What is expected:
Scan the material below for the string "index", and copy every line where it shows up.

───

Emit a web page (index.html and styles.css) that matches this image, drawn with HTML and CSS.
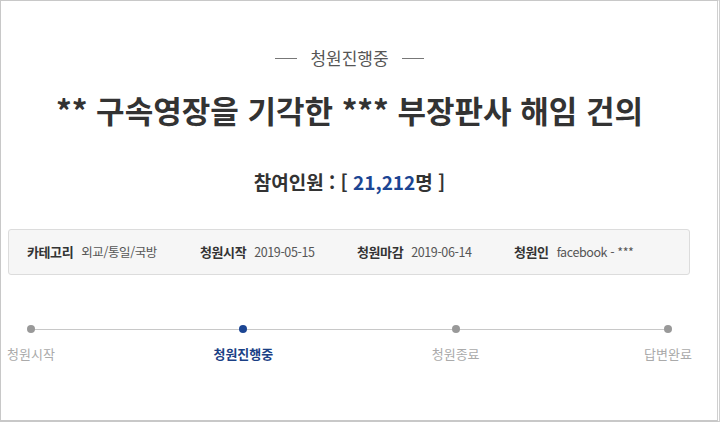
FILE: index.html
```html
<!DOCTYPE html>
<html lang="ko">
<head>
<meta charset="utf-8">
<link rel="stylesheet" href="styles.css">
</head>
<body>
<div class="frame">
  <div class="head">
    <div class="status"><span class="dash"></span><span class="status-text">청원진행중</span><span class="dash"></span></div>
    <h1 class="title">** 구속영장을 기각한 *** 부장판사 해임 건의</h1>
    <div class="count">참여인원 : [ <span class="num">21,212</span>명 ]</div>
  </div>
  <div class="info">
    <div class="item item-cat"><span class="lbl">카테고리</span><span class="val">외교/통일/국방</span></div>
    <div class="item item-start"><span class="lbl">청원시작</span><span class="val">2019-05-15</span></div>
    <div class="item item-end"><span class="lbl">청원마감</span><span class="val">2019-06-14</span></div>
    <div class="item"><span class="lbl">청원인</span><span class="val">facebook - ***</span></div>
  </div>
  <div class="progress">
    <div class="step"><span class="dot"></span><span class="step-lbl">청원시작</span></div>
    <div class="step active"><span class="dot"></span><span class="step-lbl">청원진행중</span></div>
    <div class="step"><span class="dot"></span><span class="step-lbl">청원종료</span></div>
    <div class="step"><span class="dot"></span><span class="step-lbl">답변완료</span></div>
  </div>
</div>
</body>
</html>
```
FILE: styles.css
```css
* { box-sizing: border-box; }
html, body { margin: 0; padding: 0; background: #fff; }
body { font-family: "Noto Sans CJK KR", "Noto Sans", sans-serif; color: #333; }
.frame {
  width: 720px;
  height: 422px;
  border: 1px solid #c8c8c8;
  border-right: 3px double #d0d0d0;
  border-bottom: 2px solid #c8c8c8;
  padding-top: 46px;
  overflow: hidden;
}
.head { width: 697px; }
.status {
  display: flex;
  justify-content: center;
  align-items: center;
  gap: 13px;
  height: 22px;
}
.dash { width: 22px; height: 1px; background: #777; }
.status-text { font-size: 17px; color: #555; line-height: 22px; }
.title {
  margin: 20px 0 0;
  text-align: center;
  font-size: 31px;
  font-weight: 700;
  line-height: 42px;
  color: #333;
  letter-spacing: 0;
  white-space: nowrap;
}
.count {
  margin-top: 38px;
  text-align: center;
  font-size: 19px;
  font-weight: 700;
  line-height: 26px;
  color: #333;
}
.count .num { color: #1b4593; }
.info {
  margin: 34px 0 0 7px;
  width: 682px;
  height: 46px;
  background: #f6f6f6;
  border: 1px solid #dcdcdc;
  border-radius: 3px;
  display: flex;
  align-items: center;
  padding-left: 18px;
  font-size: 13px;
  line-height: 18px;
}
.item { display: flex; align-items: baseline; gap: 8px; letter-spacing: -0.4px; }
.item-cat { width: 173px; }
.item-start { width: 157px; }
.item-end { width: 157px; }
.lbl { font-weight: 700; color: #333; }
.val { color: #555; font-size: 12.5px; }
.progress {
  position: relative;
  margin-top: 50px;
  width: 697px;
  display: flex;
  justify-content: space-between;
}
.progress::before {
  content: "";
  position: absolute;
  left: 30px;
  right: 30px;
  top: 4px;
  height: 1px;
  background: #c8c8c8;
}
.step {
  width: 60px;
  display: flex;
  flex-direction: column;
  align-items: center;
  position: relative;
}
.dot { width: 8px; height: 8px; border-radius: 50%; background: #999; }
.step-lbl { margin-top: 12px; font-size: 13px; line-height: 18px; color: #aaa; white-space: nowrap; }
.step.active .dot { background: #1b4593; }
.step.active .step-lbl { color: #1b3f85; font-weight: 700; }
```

───

The completed task:
Emit a web page (index.html and styles.css) that matches this image, drawn with HTML and CSS.
FILE: index.html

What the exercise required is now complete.